- _Do this_:
Copy each line of the data below exactly, leaving out pictures.

- _Data extract_:
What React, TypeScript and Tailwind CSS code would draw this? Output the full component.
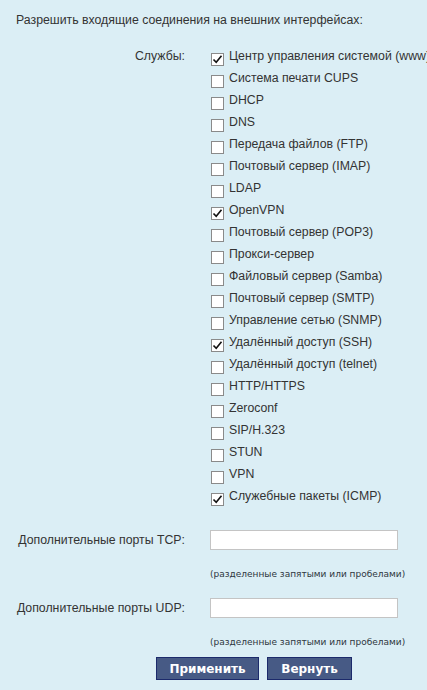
import React from "react";

const services: [string, boolean][] = [
  ["Центр управления системой (www)", true],
  ["Система печати CUPS", false],
  ["DHCP", false],
  ["DNS", false],
  ["Передача файлов (FTP)", false],
  ["Почтовый сервер (IMAP)", false],
  ["LDAP", false],
  ["OpenVPN", true],
  ["Почтовый сервер (POP3)", false],
  ["Прокси-сервер", false],
  ["Файловый сервер (Samba)", false],
  ["Почтовый сервер (SMTP)", false],
  ["Управление сетью (SNMP)", false],
  ["Удалённый доступ (SSH)", true],
  ["Удалённый доступ (telnet)", false],
  ["HTTP/HTTPS", false],
  ["Zeroconf", false],
  ["SIP/H.323", false],
  ["STUN", false],
  ["VPN", false],
  ["Служебные пакеты (ICMP)", true],
];

function Box({ checked }: { checked: boolean }) {
  return (
    <span className="mt-[8px] flex h-[13px] w-[13px] shrink-0 items-center justify-center border border-[#8a8a8a] bg-white">
      {checked && (
        <svg width="11" height="11" viewBox="0 0 11 11">
          <path d="M1.5 5.5 L4.2 8.3 L9.5 1.8" fill="none" stroke="#111" strokeWidth="1.6" />
        </svg>
      )}
    </span>
  );
}

export default function App() {
  return (
    <div
      className="min-h-[690px] w-[427px] overflow-hidden bg-[#dbeef5] text-[12.3px] text-[#333]"
      style={{ fontFamily: '"Liberation Sans", Arial, sans-serif' }}
    >
      <div className="w-[520px] pt-[11px]">
        <div className="pl-[16px] leading-[18px]">Разрешить входящие соединения на внешних интерфейсах:</div>
        <div className="mt-[16px] flex">
          <div className="w-[185px] shrink-0 text-right leading-[22px]">Службы:</div>
          <div className="ml-[26px] flex flex-col">
            {services.map(([name, c]) => (
              <div key={name} className="flex h-[22px] items-start">
                <Box checked={c} />
                <span className="ml-[5px] whitespace-nowrap leading-[22px]">{name}</span>
              </div>
            ))}
          </div>
        </div>
        <div className="mt-[22px] flex">
          <div className="w-[185px] shrink-0 text-right leading-[22px]">Дополнительные порты TCP:</div>
          <div className="ml-[25px] flex flex-col">
            <div className="mt-[1px] h-[20px] w-[188px] border border-[#c4c4c4] bg-white" />
            <div
              className="mt-[18px] whitespace-nowrap text-[9px] leading-[12px] text-[#2e3640]"
              style={{ fontFamily: '"DejaVu Sans", Verdana, sans-serif' }}
            >
              (разделенные запятыми или пробелами)
            </div>
          </div>
        </div>
        <div className="mt-[17px] flex">
          <div className="w-[185px] shrink-0 text-right leading-[22px]">Дополнительные порты UDP:</div>
          <div className="ml-[25px] flex flex-col">
            <div className="mt-[1px] h-[20px] w-[188px] border border-[#c4c4c4] bg-white" />
            <div
              className="mt-[18px] whitespace-nowrap text-[9px] leading-[12px] text-[#2e3640]"
              style={{ fontFamily: '"DejaVu Sans", Verdana, sans-serif' }}
            >
              (разделенные запятыми или пробелами)
            </div>
          </div>
        </div>
        <div
          className="ml-[156px] mt-[9px] flex gap-[8px] text-[12px] font-bold text-white"
          style={{ fontFamily: '"DejaVu Sans", Verdana, sans-serif' }}
        >
          <div className="flex h-[23px] w-[103px] items-center justify-center border border-[#1c2a6b] bg-[#475a85]">Применить</div>
          <div className="flex h-[23px] w-[85px] items-center justify-center border border-[#1c2a6b] bg-[#475a85]">Вернуть</div>
        </div>
      </div>
    </div>
  );
}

- _Output of the task_:
What React, TypeScript and Tailwind CSS code would draw this? Output the full component.
import React from "react";

const services: [string, boolean][] = [
  ["Центр управления системой (www)", true],
  ["Система печати CUPS", false],
  ["DHCP", false],
  ["DNS", false],
  ["Передача файлов (FTP)", false],
  ["Почтовый сервер (IMAP)", false],
  ["LDAP", false],
  ["OpenVPN", true],
  ["Почтовый сервер (POP3)", false],
  ["Прокси-сервер", false],
  ["Файловый сервер (Samba)", false],
  ["Почтовый сервер (SMTP)", false],
  ["Управление сетью (SNMP)", false],
  ["Удалённый доступ (SSH)", true],
  ["Удалённый доступ (telnet)", false],
  ["HTTP/HTTPS", false],
  ["Zeroconf", false],
  ["SIP/H.323", false],
  ["STUN", false],
  ["VPN", false],
  ["Служебные пакеты (ICMP)", true],
];

function Box({ checked }: { checked: boolean }) {
  return (
    <span className="mt-[8px] flex h-[13px] w-[13px] shrink-0 items-center justify-center border border-[#8a8a8a] bg-white">
      {checked && (
        <svg width="11" height="11" viewBox="0 0 11 11">
          <path d="M1.5 5.5 L4.2 8.3 L9.5 1.8" fill="none" stroke="#111" strokeWidth="1.6" />
        </svg>
      )}
    </span>
  );
}

export default function App() {
  return (
    <div
      className="min-h-[690px] w-[427px] overflow-hidden bg-[#dbeef5] text-[12.3px] text-[#333]"
      style={{ fontFamily: '"Liberation Sans", Arial, sans-serif' }}
    >
      <div className="w-[520px] pt-[11px]">
        <div className="pl-[16px] leading-[18px]">Разрешить входящие соединения на внешних интерфейсах:</div>
        <div className="mt-[16px] flex">
          <div className="w-[185px] shrink-0 text-right leading-[22px]">Службы:</div>
          <div className="ml-[26px] flex flex-col">
            {services.map(([name, c]) => (
              <div key={name} className="flex h-[22px] items-start">
                <Box checked={c} />
                <span className="ml-[5px] whitespace-nowrap leading-[22px]">{name}</span>
              </div>
            ))}
          </div>
        </div>
        <div className="mt-[22px] flex">
          <div className="w-[185px] shrink-0 text-right leading-[22px]">Дополнительные порты TCP:</div>
          <div className="ml-[25px] flex flex-col">
            <div className="mt-[1px] h-[20px] w-[188px] border border-[#c4c4c4] bg-white" />
            <div
              className="mt-[18px] whitespace-nowrap text-[9px] leading-[12px] text-[#2e3640]"
              style={{ fontFamily: '"DejaVu Sans", Verdana, sans-serif' }}
            >
              (разделенные запятыми или пробелами)
            </div>
          </div>
        </div>
        <div className="mt-[17px] flex">
          <div className="w-[185px] shrink-0 text-right leading-[22px]">Дополнительные порты UDP:</div>
          <div className="ml-[25px] flex flex-col">
            <div className="mt-[1px] h-[20px] w-[188px] border border-[#c4c4c4] bg-white" />
            <div
              className="mt-[18px] whitespace-nowrap text-[9px] leading-[12px] text-[#2e3640]"
              style={{ fontFamily: '"DejaVu Sans", Verdana, sans-serif' }}
            >
              (разделенные запятыми или пробелами)
            </div>
          </div>
        </div>
        <div
          className="ml-[156px] mt-[9px] flex gap-[8px] text-[12px] font-bold text-white"
          style={{ fontFamily: '"DejaVu Sans", Verdana, sans-serif' }}
        >
          <div className="flex h-[23px] w-[103px] items-center justify-center border border-[#1c2a6b] bg-[#475a85]">Применить</div>
          <div className="flex h-[23px] w-[85px] items-center justify-center border border-[#1c2a6b] bg-[#475a85]">Вернуть</div>
        </div>
      </div>
    </div>
  );
}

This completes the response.